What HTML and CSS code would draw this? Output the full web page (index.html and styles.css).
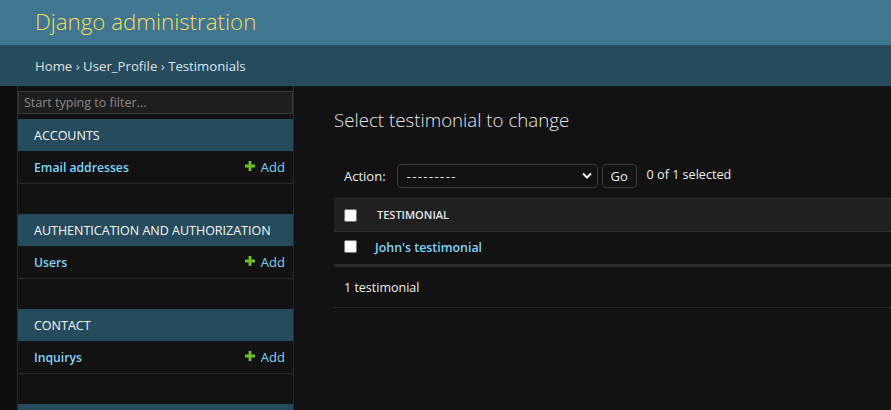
FILE: index.html
```html
<!DOCTYPE html>
<html lang="en">
<head>
<meta charset="utf-8">
<title>Select testimonial to change</title>
<link rel="stylesheet" href="styles.css">
</head>
<body>
<header class="header"><div class="branding">Django administration</div></header>
<nav class="breadcrumbs"><a class="crumb">Home</a> › <a class="crumb">User_Profile</a> › <span class="current">Testimonials</span></nav>
<div class="main">
  <div class="toggle"></div>
  <aside class="sidebar">
    <input class="filter" type="text" placeholder="Start typing to filter...">
    <div class="module">
      <div class="caption">Accounts</div>
      <div class="row"><a class="model">Email addresses</a><a class="add"><svg class="plus" viewBox="0 0 10 10" width="10" height="10"><path d="M3.6 0h2.8v3.6H10v2.8H6.4V10H3.6V6.4H0V3.6h3.6z" fill="#70bf2b"/></svg>Add</a></div>
    </div>
    <div class="module">
      <div class="caption">Authentication and Authorization</div>
      <div class="row"><a class="model">Users</a><a class="add"><svg class="plus" viewBox="0 0 10 10" width="10" height="10"><path d="M3.6 0h2.8v3.6H10v2.8H6.4V10H3.6V6.4H0V3.6h3.6z" fill="#70bf2b"/></svg>Add</a></div>
    </div>
    <div class="module">
      <div class="caption">Contact</div>
      <div class="row"><a class="model">Inquirys</a><a class="add"><svg class="plus" viewBox="0 0 10 10" width="10" height="10"><path d="M3.6 0h2.8v3.6H10v2.8H6.4V10H3.6V6.4H0V3.6h3.6z" fill="#70bf2b"/></svg>Add</a></div>
    </div>
    <div class="module">
      <div class="caption">&nbsp;</div>
    </div>
  </aside>
  <section class="content">
    <h1 class="title">Select testimonial to change</h1>
    <div class="actions">
      <span class="action-label">Action:</span>
      <div class="select"><span class="dashes">---------</span><svg class="chev" viewBox="0 0 10 8" width="10" height="8"><path d="M1 1.5l4 4 4-4" fill="none" stroke="#eeeeee" stroke-width="2"/></svg></div>
      <button class="go" type="button">Go</button>
      <span class="counter">0 of 1 selected</span>
    </div>
    <div class="table">
      <div class="thead"><input class="check" type="checkbox"><span class="th">Testimonial</span></div>
      <div class="trow"><input class="check" type="checkbox"><a class="obj">John's testimonial</a></div>
    </div>
    <p class="paginator">1 testimonial</p>
  </section>
</div>
</body>
</html>
```
FILE: styles.css
```css
html, body {
  margin: 0;
  padding: 0;
  background: #121212;
  color: #eeeeee;
  font-family: "Open Sans", "Noto Sans", sans-serif;
  font-size: 13px;
  overflow: hidden;
  height: 410px;
}
.header {
  height: 45px;
  background: #417690;
  display: flex;
  align-items: center;
  padding-left: 35px;
}
.branding {
  font-size: 22.3px;
  font-weight: 300;
  color: #f5dd5d;
  line-height: 28px;
  margin-top: -2px;
}
.breadcrumbs {
  height: 41px;
  background: #264b5d;
  display: flex;
  align-items: center;
  padding-left: 35px;
  font-size: 13.2px;
  color: #c4dce8;
  white-space: pre;
}
.crumb { color: #e0e0e0; }
.current { color: #d8e8f0; }
.main {
  display: flex;
  align-items: flex-start;
  height: 324px;
  overflow: hidden;
}
.toggle {
  width: 17px;
  height: 324px;
  background: #0e0e0e;
  border-right: 1px solid #2a2a2a;
  flex: none;
}
.sidebar {
  width: 275px;
  flex: none;
  border-right: 1px solid #2a2a2a;
  height: 324px;
  overflow: hidden;
}
.filter {
  display: block;
  box-sizing: border-box;
  width: 100%;
  height: 23px;
  margin: 5px 0 5px;
  background: #1e1e1e;
  border: 1px solid #3a3a3a;
  color: #eeeeee;
  font-family: inherit;
  font-size: 12.5px;
  padding: 0 5px;
  outline: none;
}
.filter::placeholder { color: #8a8a8a; }
.module { margin-bottom: 30px; }
.caption {
  height: 32px;
  background: #264b5d;
  color: #f7f7f7;
  text-transform: uppercase;
  display: flex;
  align-items: center;
  padding-left: 16px;
  font-size: 12.5px;
}
.row {
  height: 32px;
  display: flex;
  align-items: center;
  justify-content: space-between;
  padding: 0 8px 0 16px;
  border-bottom: 1px solid #2a2a2a;
}
.model {
  color: #81d4fa;
  font-weight: 600;
  font-size: 12.2px;
}
.add {
  color: #81d4fa;
  font-size: 13px;
  display: flex;
  align-items: center;
}
.plus { margin-right: 6px; margin-top: -3px; }
.content {
  flex: 1;
  padding: 20px 0 0 40px;
  min-width: 0;
}
.title {
  margin: 0 0 20px;
  font-size: 18.7px;
  line-height: 28px;
  font-weight: 300;
  color: #e6e6e6;
}
.actions {
  height: 44px;
  box-sizing: border-box;
  padding: 0 10px;
  display: flex;
  align-items: center;
}
.action-label { margin-right: 11px; font-size: 13px; }
.select {
  box-sizing: border-box;
  width: 201px;
  height: 24px;
  border: 1px solid #3a3a3a;
  border-radius: 4px;
  display: flex;
  align-items: center;
  justify-content: space-between;
  padding: 0 5px 0 9px;
  font-size: 13px;
}
.dashes { letter-spacing: 1.4px; }
.go {
  box-sizing: border-box;
  margin-left: 4px;
  width: 35px;
  height: 24px;
  background: #121212;
  border: 1px solid #3a3a3a;
  border-radius: 4px;
  color: #eeeeee;
  font-family: inherit;
  font-size: 13px;
  padding: 0;
}
.counter { margin-left: 10px; margin-top: -3px; font-size: 12.6px; }
.table { width: 100%; }
.thead {
  height: 32px;
  background: #202020;
  border-top: 1px solid #2e2e2e;
  border-bottom: 1px solid #2e2e2e;
  display: flex;
  align-items: center;
  padding-left: 10px;
}
.check {
  width: 13px;
  height: 13px;
  margin: 0 20px 0 0;
  flex: none;
}
.th {
  font-size: 11px;
  font-weight: 600;
  text-transform: uppercase;
  color: #e6e6e6;
  margin-top: -1px;
}
.trow {
  height: 32px;
  display: flex;
  align-items: center;
  padding-left: 10px;
  border-bottom: 1px solid #2e2e2e;
}
.trow .check { margin-right: 18px; margin-top: -4px; }
.obj {
  color: #81d4fa;
  font-weight: 600;
  font-size: 12.4px;
  margin-top: -2px;
}
.paginator {
  margin: 0;
  height: 43px;
  box-sizing: border-box;
  border-top: 2px solid #2a2a2a;
  border-bottom: 1px solid #2a2a2a;
  display: flex;
  align-items: center;
  padding-left: 10px;
  font-size: 12.5px;
}
```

+-------+

_PROBLEM TO SOLVE_
Pictures are to be left out; repeat all the remaining data exactly.

_SOLUTION_
What HTML and CSS code would draw this? Output the full web page (index.html and styles.css).
FILE: index.html
```html
<!DOCTYPE html>
<html lang="en">
<head>
<meta charset="utf-8">
<title>Select testimonial to change</title>
<link rel="stylesheet" href="styles.css">
</head>
<body>
<header class="header"><div class="branding">Django administration</div></header>
<nav class="breadcrumbs"><a class="crumb">Home</a> › <a class="crumb">User_Profile</a> › <span class="current">Testimonials</span></nav>
<div class="main">
  <div class="toggle"></div>
  <aside class="sidebar">
    <input class="filter" type="text" placeholder="Start typing to filter...">
    <div class="module">
      <div class="caption">Accounts</div>
      <div class="row"><a class="model">Email addresses</a><a class="add"><svg class="plus" viewBox="0 0 10 10" width="10" height="10"><path d="M3.6 0h2.8v3.6H10v2.8H6.4V10H3.6V6.4H0V3.6h3.6z" fill="#70bf2b"/></svg>Add</a></div>
    </div>
    <div class="module">
      <div class="caption">Authentication and Authorization</div>
      <div class="row"><a class="model">Users</a><a class="add"><svg class="plus" viewBox="0 0 10 10" width="10" height="10"><path d="M3.6 0h2.8v3.6H10v2.8H6.4V10H3.6V6.4H0V3.6h3.6z" fill="#70bf2b"/></svg>Add</a></div>
    </div>
    <div class="module">
      <div class="caption">Contact</div>
      <div class="row"><a class="model">Inquirys</a><a class="add"><svg class="plus" viewBox="0 0 10 10" width="10" height="10"><path d="M3.6 0h2.8v3.6H10v2.8H6.4V10H3.6V6.4H0V3.6h3.6z" fill="#70bf2b"/></svg>Add</a></div>
    </div>
    <div class="module">
      <div class="caption">&nbsp;</div>
    </div>
  </aside>
  <section class="content">
    <h1 class="title">Select testimonial to change</h1>
    <div class="actions">
      <span class="action-label">Action:</span>
      <div class="select"><span class="dashes">---------</span><svg class="chev" viewBox="0 0 10 8" width="10" height="8"><path d="M1 1.5l4 4 4-4" fill="none" stroke="#eeeeee" stroke-width="2"/></svg></div>
      <button class="go" type="button">Go</button>
      <span class="counter">0 of 1 selected</span>
    </div>
    <div class="table">
      <div class="thead"><input class="check" type="checkbox"><span class="th">Testimonial</span></div>
      <div class="trow"><input class="check" type="checkbox"><a class="obj">John's testimonial</a></div>
    </div>
    <p class="paginator">1 testimonial</p>
  </section>
</div>
</body>
</html>
```
FILE: styles.css
```css
html, body {
  margin: 0;
  padding: 0;
  background: #121212;
  color: #eeeeee;
  font-family: "Open Sans", "Noto Sans", sans-serif;
  font-size: 13px;
  overflow: hidden;
  height: 410px;
}
.header {
  height: 45px;
  background: #417690;
  display: flex;
  align-items: center;
  padding-left: 35px;
}
.branding {
  font-size: 22.3px;
  font-weight: 300;
  color: #f5dd5d;
  line-height: 28px;
  margin-top: -2px;
}
.breadcrumbs {
  height: 41px;
  background: #264b5d;
  display: flex;
  align-items: center;
  padding-left: 35px;
  font-size: 13.2px;
  color: #c4dce8;
  white-space: pre;
}
.crumb { color: #e0e0e0; }
.current { color: #d8e8f0; }
.main {
  display: flex;
  align-items: flex-start;
  height: 324px;
  overflow: hidden;
}
.toggle {
  width: 17px;
  height: 324px;
  background: #0e0e0e;
  border-right: 1px solid #2a2a2a;
  flex: none;
}
.sidebar {
  width: 275px;
  flex: none;
  border-right: 1px solid #2a2a2a;
  height: 324px;
  overflow: hidden;
}
.filter {
  display: block;
  box-sizing: border-box;
  width: 100%;
  height: 23px;
  margin: 5px 0 5px;
  background: #1e1e1e;
  border: 1px solid #3a3a3a;
  color: #eeeeee;
  font-family: inherit;
  font-size: 12.5px;
  padding: 0 5px;
  outline: none;
}
.filter::placeholder { color: #8a8a8a; }
.module { margin-bottom: 30px; }
.caption {
  height: 32px;
  background: #264b5d;
  color: #f7f7f7;
  text-transform: uppercase;
  display: flex;
  align-items: center;
  padding-left: 16px;
  font-size: 12.5px;
}
.row {
  height: 32px;
  display: flex;
  align-items: center;
  justify-content: space-between;
  padding: 0 8px 0 16px;
  border-bottom: 1px solid #2a2a2a;
}
.model {
  color: #81d4fa;
  font-weight: 600;
  font-size: 12.2px;
}
.add {
  color: #81d4fa;
  font-size: 13px;
  display: flex;
  align-items: center;
}
.plus { margin-right: 6px; margin-top: -3px; }
.content {
  flex: 1;
  padding: 20px 0 0 40px;
  min-width: 0;
}
.title {
  margin: 0 0 20px;
  font-size: 18.7px;
  line-height: 28px;
  font-weight: 300;
  color: #e6e6e6;
}
.actions {
  height: 44px;
  box-sizing: border-box;
  padding: 0 10px;
  display: flex;
  align-items: center;
}
.action-label { margin-right: 11px; font-size: 13px; }
.select {
  box-sizing: border-box;
  width: 201px;
  height: 24px;
  border: 1px solid #3a3a3a;
  border-radius: 4px;
  display: flex;
  align-items: center;
  justify-content: space-between;
  padding: 0 5px 0 9px;
  font-size: 13px;
}
.dashes { letter-spacing: 1.4px; }
.go {
  box-sizing: border-box;
  margin-left: 4px;
  width: 35px;
  height: 24px;
  background: #121212;
  border: 1px solid #3a3a3a;
  border-radius: 4px;
  color: #eeeeee;
  font-family: inherit;
  font-size: 13px;
  padding: 0;
}
.counter { margin-left: 10px; margin-top: -3px; font-size: 12.6px; }
.table { width: 100%; }
.thead {
  height: 32px;
  background: #202020;
  border-top: 1px solid #2e2e2e;
  border-bottom: 1px solid #2e2e2e;
  display: flex;
  align-items: center;
  padding-left: 10px;
}
.check {
  width: 13px;
  height: 13px;
  margin: 0 20px 0 0;
  flex: none;
}
.th {
  font-size: 11px;
  font-weight: 600;
  text-transform: uppercase;
  color: #e6e6e6;
  margin-top: -1px;
}
.trow {
  height: 32px;
  display: flex;
  align-items: center;
  padding-left: 10px;
  border-bottom: 1px solid #2e2e2e;
}
.trow .check { margin-right: 18px; margin-top: -4px; }
.obj {
  color: #81d4fa;
  font-weight: 600;
  font-size: 12.4px;
  margin-top: -2px;
}
.paginator {
  margin: 0;
  height: 43px;
  box-sizing: border-box;
  border-top: 2px solid #2a2a2a;
  border-bottom: 1px solid #2a2a2a;
  display: flex;
  align-items: center;
  padding-left: 10px;
  font-size: 12.5px;
}
```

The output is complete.